A ztd::text::encode_result object that contains the reconstructed input range, reconstructed output range, error handler, and a reference to the passed-in state.

static inline constexpr auto decode_one(_Input &&__input, _Output &&__output, _ErrorHandler &&__error_handler, decode_state &__s)

Decodes a single complete unit of information as code points and produces a result with the input and output ranges moved past what was successfully read and written; or, produces an error and returns the input and output ranges untouched.

Remark

To the best ability of the implementation, the iterators will be returned untouched (e.g., the input models at least a view and a forward_range). If it is not possible, returned ranges may be incremented even if an error occurs due to the semantics of any view that models an input_range.

Parameters:
  • __input[in] The input view to read code uunits from.

  • __output[in] The output view to write code points into.

  • __error_handler[in] The error handler to invoke if encoding fails.
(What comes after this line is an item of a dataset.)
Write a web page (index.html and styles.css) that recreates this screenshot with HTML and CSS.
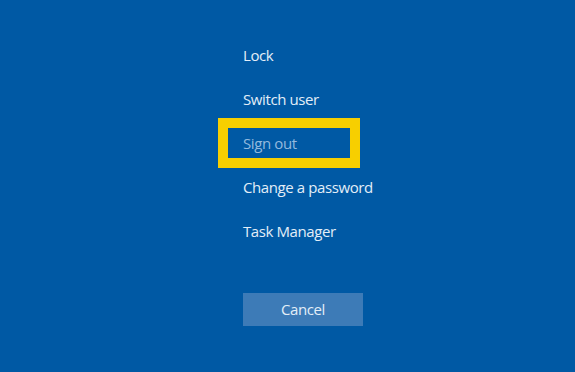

  • __s[inout] The necessary state information. For this encoding, the state is empty and means very little.

Returns:

A ztd::text::decode_result object that contains the reconstructed input range, reconstructed output range, error handler, and a reference to the passed-in state.

Public Static Attributes

static constexpr ::std::size_t max_code_points

The maximum number of code points a single complete operation of decoding can produce. This is 1 for all Unicode Transformation Format (UTF) encodings.

static constexpr ::std::size_t max_code_units

The maximum code units a single complete operation of encoding can produce. If overlong sequence allowed, this is 6: otherwise, this is 4.

static constexpr ::ztd::text_encoding_id encoded_id

The encoding ID for this type. Used for optimization purposes.

static constexpr ::ztd::text_encoding_id decoded_id

The encoding ID for this type. Used for optimization purposes.